When it first played in London, critics objected to his moral
stance and also complained that there was no action and that’s
still true. But Shaw’s words are such fun to hear that we stay with
it while the Bishop’s daughter Edith (Julie Michalak) rebels
against her wedding to young Cecil (Heston Mosher), scheduled later
that day — and everyone around her offers an opinion on marriage in
Lights go up as Alice, the bride’s mother and bishop’s wife
(Jenny Mac Donald), talks about final wedding arrangements with the
green grocer Collins (Ed Baerlein, who is also director) . His wry
and wise commentary ties the piece together throughout in a perfect
role for Baerlein, who delivers Shaw’s humor — and in Act III,
delivers his astonishing sister-in-law Zenobia (Lisa Mumpton).
Collins’ wife, whom he describes as “a regular old hen,” always
wanted her children around her, which is why they’ve all run away
from her, he says. But when he needs to consult with a woman, it’s
his brother George’s wife he talks to.
Eric Victor, as the Bishop’s brother Boxer, is a retired general
who is oh-so-proper as he tries to convince Alice’s sister Lesbia
(Suzanna Wellens) to marry him. This is an ongoing 10-year, one-way
courtship and she again refuses, basically saying she doesn’t wish
to be bothered with having a man underfoot around the house. She
would rather enjoy having children, she says — but not at the price
of marrying. She is obviously wealthy and independent.
The bishop’s other brother, recently-divorced Reginald and his
ex, the flippant Leo (Vanessa Bowie), appear together for the
family wedding. She sees nothing wrong with a woman having two
husbands — she has an affair going with Hotchkiss (Scott A.
Bellot), who “has a face like a mushroom,” according to stuffy
Reginald (Randy Diamon). “I should like Reggie for everyday and
Hotchkiss to go out with in the evening!”
The bishop Alfred (Fred Lewis), is surprisingly tolerant and
talks of letters he receives from a mystery woman, while his
chaplain Soames (David Fennerty) represents the straight and narrow
churchman, full of pious pronouncements as he fussily dusts and
straightens the room.
Staging involves a simple set, the bishop’s home, with a large
table at the front. There are three acts, but the device of picking
up exactly where the previous act stopped gives the effect of one
unbroken work. Eventually the characters agree to write up a
statement on marriage and Zenobia, who seems to collect men,
arrives dressed in flaming red, to put in her two cents’ worth.
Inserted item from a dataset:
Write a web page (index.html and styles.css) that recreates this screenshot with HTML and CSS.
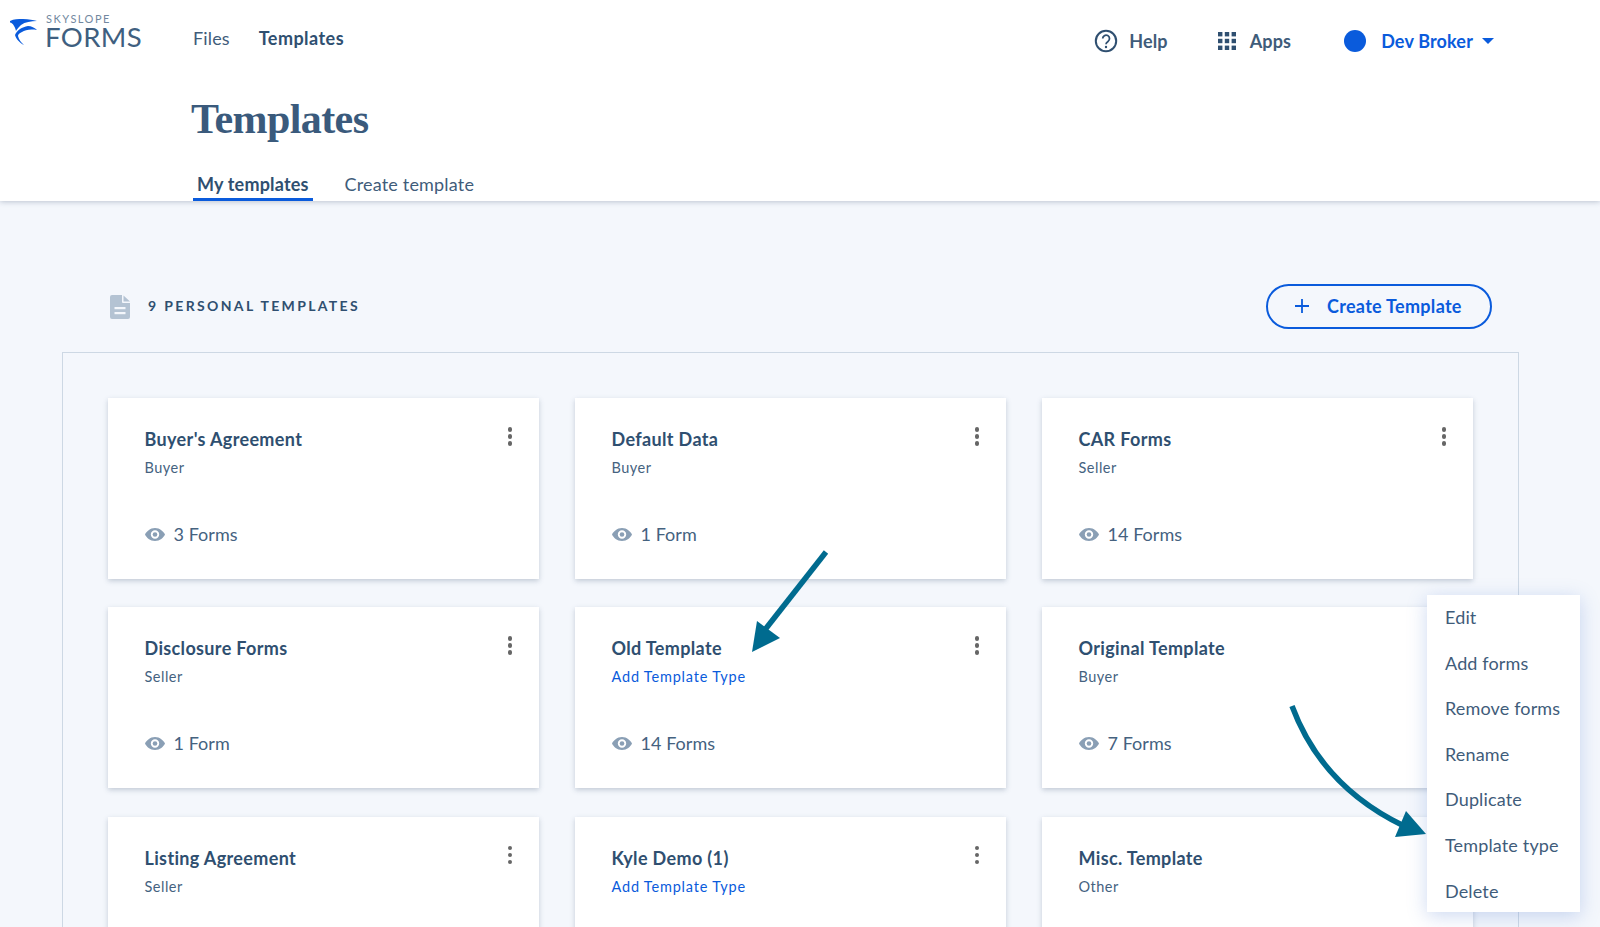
FILE: index.html
```html
<!DOCTYPE html>
<html lang="en">
<head>
<meta charset="utf-8">
<title>Templates</title>
<link rel="stylesheet" href="styles.css">
</head>
<body>
<header class="header">
  <div class="topbar">
    <div class="logo">
      <svg class="logo-mark" viewBox="0 0 27 29" width="27" height="29"><path d="M0 4C4 2 8 2 13 2C19 2 23 3 27 4C21 4 15 5 11 8C9 10 7 12 6 14C5 10 3 6 0 5.500Z" fill="#0a5bdc"/><path d="M27 13C20 12 15 13 12 15C9 16 8 18 8 19C9 23 11 25 14 28C10 26 6 22 5 18C7 13 12 10 18 9C21 9 25 11 27 13Z" fill="#0a5bdc"/></svg>
      <div class="logo-text"><span class="logo-sky">SKYSLOPE</span><span class="logo-forms">FORMS</span></div>
    </div>
    <nav class="nav"><a class="nav-link">Files</a><a class="nav-link nav-active">Templates</a></nav>
    <div class="top-actions">
      <div class="action action-help">
        <svg viewBox="0 0 24 24" width="24" height="24"><circle cx="12" cy="12" r="10.2" fill="none" stroke="#2f4f70" stroke-width="2"/><path d="M8.7 9.6a3.4 3.4 0 1 1 5.3 2.8c-1.3.9-2 1.4-2 2.8" fill="none" stroke="#2f4f70" stroke-width="1.8"/><circle cx="12" cy="18" r="1.2" fill="#2f4f70"/></svg>
        <span>Help</span>
      </div>
      <div class="action action-apps">
        <svg viewBox="0 0 18 18" width="18" height="18" fill="#2f4f70"><rect width="4.4" height="4.4"/><rect x="6.8" width="4.4" height="4.4"/><rect x="13.6" width="4.4" height="4.4"/><rect y="6.8" width="4.4" height="4.4"/><rect x="6.8" y="6.8" width="4.4" height="4.4"/><rect x="13.6" y="6.8" width="4.4" height="4.4"/><rect y="13.6" width="4.4" height="4.4"/><rect x="6.8" y="13.6" width="4.4" height="4.4"/><rect x="13.6" y="13.6" width="4.4" height="4.4"/></svg>
        <span>Apps</span>
      </div>
      <div class="action action-user">
        <span class="avatar"></span><span>Dev Broker</span><span class="caret"></span>
      </div>
    </div>
  </div>
  <h1 class="page-title">Templates</h1>
  <div class="tabs"><a class="tab tab-active">My templates</a><a class="tab">Create template</a></div>
</header>

<main class="main">
  <div class="section-head">
    <svg class="doc-icon" viewBox="0 0 20 24" width="20" height="24"><path d="M2 0H12V7a1 1 0 0 0 1 1H20V22a2 2 0 0 1-2 2H2a2 2 0 0 1-2-2V2a2 2 0 0 1 2-2ZM13.500 0.500L20 6.500H13.500Z" fill="#b4c3d3"/><rect x="4.500" y="12" width="11" height="2.200" fill="#f4f7fc"/><rect x="4.500" y="17" width="11" height="2.200" fill="#f4f7fc"/></svg>
    <span class="section-label">9 PERSONAL TEMPLATES</span>
    <button class="create-btn"><svg viewBox="0 0 14 14" width="14" height="14"><path d="M7 0V14M0 7H14" stroke="#0a5bdc" stroke-width="1.800" fill="none"/></svg><span>Create Template</span></button>
  </div>

  <section class="panel">
    <article class="card"><h2>Buyer's Agreement</h2><p class="type">Buyer</p><p class="forms"><svg class="eye" viewBox="0 0 20 13" width="20" height="13"><use href="#eye"/></svg>3 Forms</p><span class="dots"><i></i><i></i><i></i></span></article>
    <article class="card"><h2>Default Data</h2><p class="type">Buyer</p><p class="forms"><svg class="eye" viewBox="0 0 20 13" width="20" height="13"><use href="#eye"/></svg>1 Form</p><span class="dots"><i></i><i></i><i></i></span></article>
    <article class="card"><h2>CAR Forms</h2><p class="type">Seller</p><p class="forms"><svg class="eye" viewBox="0 0 20 13" width="20" height="13"><use href="#eye"/></svg>14 Forms</p><span class="dots"><i></i><i></i><i></i></span></article>
    <article class="card"><h2>Disclosure Forms</h2><p class="type">Seller</p><p class="forms"><svg class="eye" viewBox="0 0 20 13" width="20" height="13"><use href="#eye"/></svg>1 Form</p><span class="dots"><i></i><i></i><i></i></span></article>
    <article class="card"><h2>Old Template</h2><p class="type type-link">Add Template Type</p><p class="forms"><svg class="eye" viewBox="0 0 20 13" width="20" height="13"><use href="#eye"/></svg>14 Forms</p><span class="dots"><i></i><i></i><i></i></span></article>
    <article class="card"><h2>Original Template</h2><p class="type">Buyer</p><p class="forms"><svg class="eye" viewBox="0 0 20 13" width="20" height="13"><use href="#eye"/></svg>7 Forms</p></article>
    <article class="card"><h2>Listing Agreement</h2><p class="type">Seller</p><span class="dots"><i></i><i></i><i></i></span></article>
    <article class="card"><h2>Kyle Demo (1)</h2><p class="type type-link">Add Template Type</p><span class="dots"><i></i><i></i><i></i></span></article>
    <article class="card"><h2>Misc. Template</h2><p class="type">Other</p></article>
  </section>
</main>

<ul class="menu">
  <li>Edit</li><li>Add forms</li><li>Remove forms</li><li>Rename</li><li>Duplicate</li><li>Template type</li><li>Delete</li>
</ul>

<svg class="arrows" viewBox="0 0 1600 927" width="1600" height="927">
  <path d="M826 552L764 631" stroke="#006b8f" stroke-width="5.500" fill="none"/>
  <path d="M752 652L757 621L780 638Z" fill="#006b8f"/>
  <path d="M1292 706C1312 760 1350 800 1404 826" stroke="#006b8f" stroke-width="5.500" fill="none"/>
  <path d="M1426 834L1406 811L1395 837Z" fill="#006b8f"/>
</svg>

<svg class="defs" width="0" height="0"><defs><g id="eye"><path fill-rule="evenodd" d="M10 0C15 0 18.500 3.500 20 6.500C18.500 9.500 15 13 10 13S1.500 9.500 0 6.500C1.500 3.500 5 0 10 0ZM10 2.300A4.200 4.200 0 1 0 10 10.700A4.200 4.200 0 1 0 10 2.300Z" fill="#8a9fb5"/><circle cx="10" cy="6.500" r="2.300" fill="#8a9fb5"/></g></defs></svg>
</body>
</html>
```

FILE: styles.css
```css
* { box-sizing: border-box; }
html, body { margin: 0; padding: 0; }
body {
  width: 1600px;
  height: 927px;
  overflow: hidden;
  position: relative;
  background: #f4f7fc;
  color: #2f4f70;
  font-family: "Lato", "Liberation Sans", sans-serif;
}
.header {
  height: 201px;
  background: #fff;
  box-shadow: 0 1px 5px rgba(70, 90, 120, .32);
  position: relative;
  display: flex;
  flex-direction: column;
}
.topbar {
  height: 82px;
  display: flex;
  align-items: center;
  padding-left: 10px;
}
.logo { display: flex; align-items: flex-start; width: 183px; height: 82px; padding-top: 13px; }
.logo-mark { margin-top: 4px; margin-right: 9px; flex: none; }
.logo-text { display: flex; flex-direction: column; }
.logo-sky { font-size: 11px; letter-spacing: 1.500px; line-height: 11px; color: #7288a0; }
.logo-forms { font-size: 27.500px; line-height: 26px; letter-spacing: .4px; color: #3f5f80; margin-left: -1px; }
.nav { display: flex; gap: 29px; margin-top: -6px; }
.nav-link { font-size: 18px; letter-spacing: .15px; color: #3f5c7a; }
.nav-active { font-weight: 700; letter-spacing: .45px; color: #2f4f70; }
.top-actions { margin-left: auto; display: flex; align-items: center; font-size: 18px; letter-spacing: .15px; font-weight: 700; color: #3f5c7a; }
.action { display: flex; align-items: center; }
.action-help { gap: 11px; margin-right: 50px; }
.action-apps { gap: 14px; margin-right: 53px; }
.action-user { color: #0a5bdc; gap: 15px; margin-right: 106px; }
.avatar { width: 22px; height: 22px; border-radius: 50%; background: #0a5bdc; }
.caret { width: 0; height: 0; border: 6px solid transparent; border-top: 6px solid #0a5bdc; border-bottom: 0; margin-left: -6px; }
.page-title {
  margin: 13px 0 0 191px;
  font-family: "Liberation Serif", serif;
  font-size: 42px;
  line-height: 48px;
  letter-spacing: -.6px;
  font-weight: 700;
  color: #3a5a7c;
}
.tabs { margin: auto 0 0 193px; display: flex; gap: 28px; }
.tab { font-size: 18px; letter-spacing: .18px; padding: 1px 4px 3px; height: 29px; color: #3f5c7a; }
.tab-active { font-weight: 700; color: #2f4f70; border-bottom: 3px solid #0a5bdc; }
.main { padding: 83px 81px 0 62px; }
.section-head { display: flex; align-items: center; height: 45px; padding-left: 48px; }
.doc-icon { flex: none; }
.section-label { margin: -2px 0 0 18px; font-size: 14px; font-weight: 700; letter-spacing: 2.350px; color: #2f4f70; }
.create-btn {
  margin-left: auto;
  margin-right: 27px;
  width: 226px;
  height: 45px;
  display: flex;
  align-items: center;
  gap: 18px;
  padding: 0 0 2px 27px;
  background: transparent;
  border: 2px solid #0a5bdc;
  border-radius: 23px;
  color: #0a5bdc;
  font: 700 18px "Lato", "Liberation Sans", sans-serif;
  letter-spacing: .3px;
}
.panel {
  margin: 23px -24px 0 0;
  width: 1457px;
  border: 1px solid #cdd8e4;
  border-bottom: 0;
  padding: 45px 45px 0;
  display: grid;
  grid-template-columns: repeat(3, 431px);
  grid-auto-rows: 181px;
  column-gap: 36px;
  row-gap: 28.400px;
}
.card {
  position: relative;
  background: #fff;
  box-shadow: 0 2px 5px rgba(70, 90, 120, .28);
  padding: 29px 36.500px 0;
}
.card h2 { margin: 0; font-size: 18px; line-height: 24px; font-weight: 700; letter-spacing: .35px; color: #2f4f70; }
.type { margin: 7px 0 0; font-size: 14.500px; line-height: 20px; letter-spacing: .5px; color: #45627f; }
.type-link { color: #0a5bdc; letter-spacing: .8px; }
.forms { margin: 44px 0 0; display: flex; align-items: center; gap: 9px; font-size: 18px; line-height: 24px; letter-spacing: .05px; color: #45627f; }
.eye { flex: none; }
.dots { position: absolute; right: 27px; top: 29px; display: flex; flex-direction: column; gap: 2.500px; }
.dots i { display: block; width: 4.500px; height: 4.500px; border-radius: 50%; background: #666; }
.menu {
  position: absolute;
  left: 1427px;
  top: 595px;
  width: 153px;
  height: 317px;
  margin: 0;
  padding: 0 0 0 18px;
  list-style: none;
  background: #fff;
  box-shadow: 0 4px 18px rgba(90, 130, 210, .3);
  font-size: 18px;
  letter-spacing: .15px;
  color: #3f5c7a;
}
.menu li { height: 45.600px; line-height: 45.600px; white-space: nowrap; }
.arrows { position: absolute; left: 0; top: 0; pointer-events: none; }
.defs { position: absolute; }
```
Costumes by Sally Diamond are early 1900s in styling and the set
looks like a photo of a room from that period. The day passes with
no need for scene changes as characters speak in usually
-entertaining words. An evening with Shaw leaves one smiling and
wishing to recall pithy quotes.
Germinal Stage Denver is in its 37th season of delivering
stimulating theater, including 16 Shaw productions.
If you go:
“Getting Married” by George Bernard Shaw runs through Dec. 12 at
Germinal Stage Denver at 2450 W. 44th Ave., Denver. Performances: 8
p.m. Fridays and Saturdays; 7 p.m. Sundays and 2 p.m. Nov. 6.